After that business concluded, he said, “The local party nominates the best man for every office. They put me up for sheriff and I was glad to have the chance. Now they’ve put me up for Congress. Mrs. Heath believes I can win. She intends to make my campaign a success. I’ll let her run the whole thing if she wants. It’s good to see her taking an interest.”
That was as much as Sheriff Heath was going to say about his marriage, but Constance understood. It was better between them when Cordelia could be on his side, and have a cause to rally around. She was miserable living in the sheriff’s quarters, and who could blame her? Of course she preferred a nice home in Washington.

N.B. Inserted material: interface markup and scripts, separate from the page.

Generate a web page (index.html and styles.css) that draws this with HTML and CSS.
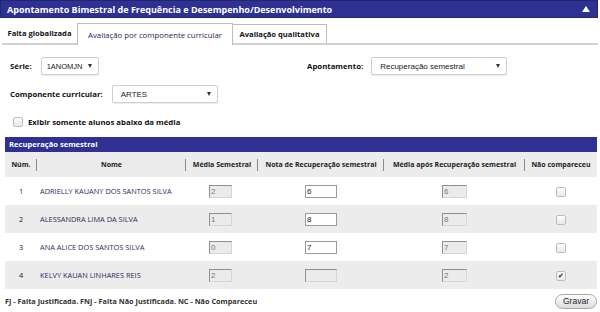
FILE: index.html
```html
<!DOCTYPE html>
<html lang="pt-BR">
<head>
  <meta charset="UTF-8">
  <title>Apontamento Bimestral</title>
  <link rel="stylesheet" href="styles.css">
</head>
<body>
  <div class="panel">
    <div class="title-bar">
      <span>Apontamento Bimestral de Frequência e Desempenho/Desenvolvimento</span>
      <span class="collapse"></span>
    </div>

    <div class="tabs">
      <div class="tab">Falta globalizada</div>
      <div class="tab active">Avaliação por componente curricular</div>
      <div class="tab boxed">Avaliação qualitativa</div>
    </div>

    <div class="form-row first">
      <div class="field left">
        <label>Série:</label>
        <div class="select serie"><span>1ANOMJN</span><i></i></div>
      </div>
      <div class="field">
        <label class="apont-label">Apontamento:</label>
        <div class="select apont"><span>Recuperação semestral</span><i></i></div>
      </div>
    </div>

    <div class="form-row">
      <div class="field">
        <label>Componente curricular:</label>
        <div class="select comp"><span>ARTES</span><i></i></div>
      </div>
    </div>

    <div class="check-row">
      <span class="box"></span>
      <label>Exibir somente alunos abaixo da média</label>
    </div>

    <div class="section">
      <div class="section-title">Recuperação semestral</div>
      <table class="grid">
        <thead>
          <tr>
            <th class="c-num sep">Núm.</th>
            <th class="c-nome sep">Nome</th>
            <th class="c-media sep">Média Semestral</th>
            <th class="c-nota sep">Nota de Recuperação semestral</th>
            <th class="c-apos sep">Média após Recuperação semestral</th>
            <th class="c-nc">Não compareceu</th>
          </tr>
        </thead>
        <tbody>
          <tr>
            <td class="num">1</td>
            <td class="nome">ADRIELLY KAUANY DOS SANTOS SILVA</td>
            <td><span class="input ro small">2</span></td>
            <td><span class="input edit">6</span></td>
            <td><span class="input ro">6</span></td>
            <td><span class="box"></span></td>
          </tr>
          <tr class="alt">
            <td class="num">2</td>
            <td class="nome">ALESSANDRA LIMA DA SILVA</td>
            <td><span class="input ro small">1</span></td>
            <td><span class="input edit">8</span></td>
            <td><span class="input ro">8</span></td>
            <td><span class="box"></span></td>
          </tr>
          <tr>
            <td class="num">3</td>
            <td class="nome">ANA ALICE DOS SANTOS SILVA</td>
            <td><span class="input ro small">0</span></td>
            <td><span class="input edit">7</span></td>
            <td><span class="input ro">7</span></td>
            <td><span class="box"></span></td>
          </tr>
          <tr class="alt">
            <td class="num">4</td>
            <td class="nome">KELVY KAUAN LINHARES REIS</td>
            <td><span class="input ro small">2</span></td>
            <td><span class="input ro wide"></span></td>
            <td><span class="input ro">2</span></td>
            <td><span class="box checked">&#10004;</span></td>
          </tr>
        </tbody>
      </table>

      <div class="footer">
        <span>FJ - Falta Justificada. FNJ - Falta Não Justificada. NC - Não Compareceu</span>
        <button class="btn">Gravar</button>
      </div>
    </div>
  </div>
</body>
</html>
```

FILE: styles.css
```css
body { margin: 0; font-family: "Open Sans", "Liberation Sans", sans-serif; color: #222; background: #fff; }
.panel { width: 598px; }

.title-bar { height: 16px; background: #2e3192; border: 1px solid #23266f; color: #fff; font-weight: bold; font-size: 9px; display: flex; align-items: center; justify-content: space-between; padding: 0 6px 0 6px; }
.collapse { width: 0; height: 0; border-left: 4px solid transparent; border-right: 4px solid transparent; border-bottom: 6px solid #fff; margin-right: 1px; }

.tabs { display: flex; margin-top: 5px; margin-left: 2px; height: 20px; border-bottom: 2px solid #d0d0d0; align-items: flex-end; }
.tab { flex: none; white-space: nowrap; height: 20px; display: flex; align-items: center; justify-content: center; padding: 0; font-size: 7.6px; font-weight: bold; color: #111; box-sizing: border-box; }
.tab:first-child { width: 75px; }
.tab.active { border: 1px solid #bdbdbd; border-bottom: none; font-weight: normal; color: #22245a; height: 22px; width: 156px; font-size: 7.8px; background: #fff; margin-bottom: -2px; }
.tab.boxed { border: 1px solid #bdbdbd; border-left: none; border-bottom: none; height: 19px; width: 94px; }

.form-row { display: flex; align-items: center; margin-left: 10px; height: 18px; }
.form-row.first { margin-top: 12px; margin-bottom: 10px; }
.field { display: flex; align-items: center; }
.field.left { width: 297px; }
.field label { font-size: 7.8px; font-weight: bold; color: #111; margin-right: 9px; }
.field label.apont-label { margin-right: 8px; }
.select { height: 18px; box-sizing: border-box; border: 1px solid #cfcfcf; border-radius: 2px; background: #fff; display: flex; align-items: center; justify-content: space-between; padding: 0 6px 0 8px; font-family: "Liberation Sans", Arial, sans-serif; font-size: 8px; color: #222; box-shadow: 0 1px 1px rgba(0,0,0,0.08); }
.select i { width: 0; height: 0; border-left: 2.5px solid transparent; border-right: 2.5px solid transparent; border-top: 4px solid #333; }
.select.serie { width: 58px; padding-left: 5px; font-size: 7.5px; }
.select.apont { width: 136px; }
.select.comp { width: 106px; }

.check-row { display: flex; align-items: center; margin: 13px 0 0 13px; height: 12px; }
.check-row label { font-size: 7.8px; font-weight: bold; color: #111; margin-left: 5px; }

.box { display: inline-block; width: 8px; height: 8px; border: 1px solid #bdbdbd; border-radius: 2px; background: linear-gradient(#fdfdfd, #e9e9e9); vertical-align: middle; font-size: 7px; line-height: 8px; text-align: center; color: #222; }

.section { margin: 9px 0 0 5px; width: 592px; }
.section-title { height: 15px; background: #2e3192; color: #fff; font-weight: bold; font-size: 7.6px; line-height: 15px; padding-left: 4px; }

.grid { width: 592px; border-collapse: collapse; table-layout: fixed; }
.grid th { height: 25px; background: #ececec; font-size: 7px; font-weight: bold; color: #222; padding: 0; text-align: center; }
.grid th.sep { background: #ececec linear-gradient(#8a8a8a, #8a8a8a) no-repeat right center / 1px 12px; }
.c-num { width: 32px; }
.c-nome { width: 149px; }
.c-media { width: 72px; }
.c-nota { width: 126px; }
.c-apos { width: 141px; }
.c-nc { width: 72px; }

.grid td { height: 28px; padding: 0; text-align: center; font-size: 7.4px; }
.grid tr.alt td { background: #ececec; }
.grid td.num { color: #222; }
.grid td.nome { text-align: left; padding-left: 3px; color: #2b2b5e; }

.input { display: inline-block; vertical-align: middle; box-sizing: border-box; height: 13px; width: 25px; text-align: left; font-family: "Liberation Sans", Arial, sans-serif; font-size: 8px; line-height: 11px; padding-left: 1px; color: #222; }
.input.ro { background: #ebebeb; border: 1px solid #d5d5d5; border-top-color: #8f8f8f; border-left-color: #8f8f8f; color: #777; }
.input.ro.small { width: 23px; margin-left: -3px; }
.input.edit { background: #fff; border: 1px solid #9a9a9a; width: 32px; }
.input.wide { width: 32px; }

.footer { display: flex; justify-content: space-between; align-items: center; height: 24px; }
.footer span { font-size: 7.3px; font-weight: bold; color: #333; }
.btn { width: 42px; height: 15px; border: 1px solid #a8a8a8; border-radius: 8px; background: linear-gradient(#ffffff, #dcdcdc); font-family: "Liberation Sans", Arial, sans-serif; font-size: 8.5px; color: #222; padding: 0; }
```
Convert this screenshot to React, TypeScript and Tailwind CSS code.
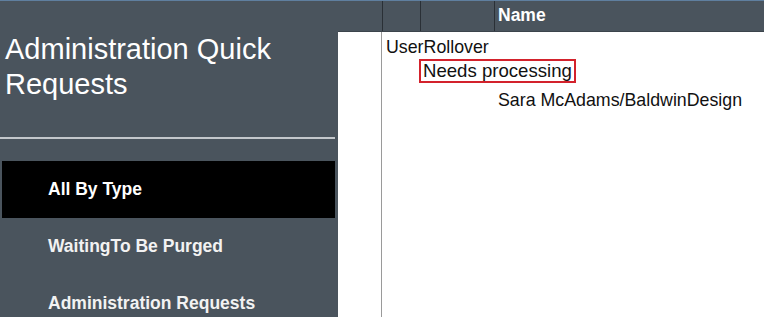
import React from "react";

const navItems = [
  { label: "All By Type", active: true },
  { label: "WaitingTo Be Purged", active: false },
  { label: "Administration Requests", active: false },
];

export default function App() {
  return (
    <div
      className="relative flex h-[317px] w-[764px] overflow-hidden bg-[#4a545d]"
      style={{ fontFamily: '"Liberation Sans", Arial, sans-serif' }}
    >
      <div className="absolute left-0 top-0 h-[1px] w-full bg-[#5f7f9f]" />

      {/* sidebar */}
      <aside className="flex w-[338px] shrink-0 flex-col">
        <h1 className="shrink-0 pl-[5px] pt-[32px] text-[29px] font-normal leading-[35px] text-white">
          Administration Quick
          <br />
          Requests
        </h1>
        <div className="mt-[35px] h-[2px] w-[335px] shrink-0 bg-[#c3c7cb]" />
        <nav className="mt-[22px] flex shrink-0 flex-col">
          {navItems.map((item) => (
            <div
              key={item.label}
              className={
                item.active
                  ? "ml-[2px] flex h-[57px] w-[333px] shrink-0 items-center bg-black pl-[46px] text-[17.5px] font-bold text-white"
                  : "ml-[2px] flex h-[57px] w-[333px] shrink-0 items-center pl-[46px] text-[17.5px] font-bold text-[#f2f2f2]"
              }
            >
              {item.label}
            </div>
          ))}
        </nav>
      </aside>

      {/* main view */}
      <main className="flex flex-1 flex-col">
        <div className="flex h-[32px] shrink-0 border-b border-[#3c444c]">
          <div className="w-[45px] border-r border-[#2a3036]" />
          <div className="w-[38px] border-r border-[#2a3036]" />
          <div className="w-[74px] border-r border-[#2a3036]" />
          <div className="flex items-center pl-[3px] text-[17.5px] font-bold text-white">Name</div>
        </div>
        <div className="flex flex-1 bg-white">
          <div className="w-[44px] border-r border-[#9a9a9a]" />
          <div className="flex flex-1 flex-col pt-[3px] text-[17.8px] text-[#111]">
            <div className="pl-[4px] leading-[24px]">UserRollover</div>
            <div className="ml-[37px] self-start border-2 border-[#d3222c] px-[2px] text-[18.6px] leading-[20px]">
              Needs processing
            </div>
            <div className="pl-[116px] pt-[5px] leading-[24px]">Sara McAdams/BaldwinDesign</div>
          </div>
        </div>
      </main>
    </div>
  );
}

By now they’d reached the jail. She followed Sheriff Heath into his office.
“One of our guards has an aunt in Atlanta,” he said as he settled behind his desk. “You’ve made the papers again.”
Constance groaned and dropped into a chair across from him. “Why would they bother about me all the way down there?” She took the article from him. It had been folded several times, and was heavily marked with underlining and exclamation points by the guard’s aunt, who apparently thought the whole business appalling.
From the very first paragraph, Constance found herself agreeing with the aunt.
Constance the Cop is a real police officer, stout-hearted and daring. She does not hesitate to venture into a physical mixup with the sterner sex in the pursuit of her duty. Also does she operate the “halter hug,” which, though it may sound rather enticing to the imaginative masculine reader, still it has proved to be just as distressingly effective to the culprit as a regular wrestling strangle hold. For Constance’s arms are both lithe and muscular, and while they unquestionably could be shaped to tenderer ends have, nevertheless, the compressive power of steel cables when hardened by the call of duty.
She couldn’t bear to look at another word and tossed the paper back to him. “I feel sorry for Atlanta if it must send all the way to New Jersey for its entertainment.”